In the six months before joining e2-Capital, Fong, 28, set up and ran his own $25 million technology fund Pacific Legend in Hong Kong. Fong says the fund, though short-lived, returned 38% to its investors by betting on technology stocks such as telecommunications company China Mobile and computer company Legend Holdings.
Before that Fong was an associate director at Morgan Stanley in Hong Kong, where he traded Asian equities, especially North Asian equities, for three years. He joined Morgan from Goldman Sachs, where he worked for 18 months as a sales and equity trader, he says.
"When the opportunity to join e2-Capital came along I joined because I've known [founder] S.J. Wong for some time and it gave me the opportunity to pursue technology research at a semi-startup."

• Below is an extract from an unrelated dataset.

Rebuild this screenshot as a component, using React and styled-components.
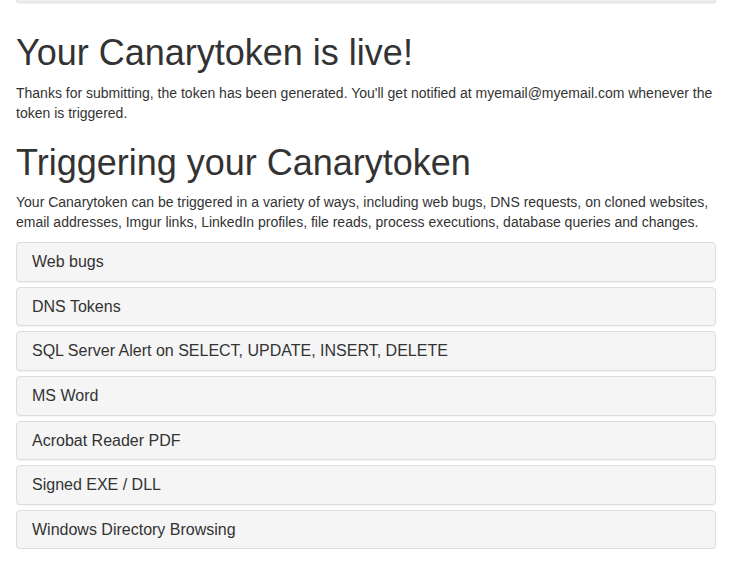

Fong concedes that he's never actually been an investment analyst or written research reports, but he believes he has worked closely with enough people who have written them to have picked up the knack. In any case, he doesn't plan to write 150-page reports on huge companies or macroeconomics.
"What we are going to be focusing on is research coming in from a specific angle," he says, without elaborating on what such an angle might be. "The aim of a research analyst is to have market moving recommendations. In the US, if an analyst puts out a call he or she can move markets. In Asia that's less likely to be so."
Fong says he believes his experience in the secondary markets will help him analyse companies from a unique angle and make market-moving recommendations. He sees his target audience as institutional investors. Among the companies he plans to cover are China Mobile, Legend Holding, PCCW, Softbank, Sunevision, Hongkong.com and Timeless Software. He says he will 'assist' in bringing new business into the company but that won't be his main focus.
He declined to reveal his salary. He says it consists of a base, a bonus and stock options.
"Let's just say I consider myself one of the owners of the company," he says.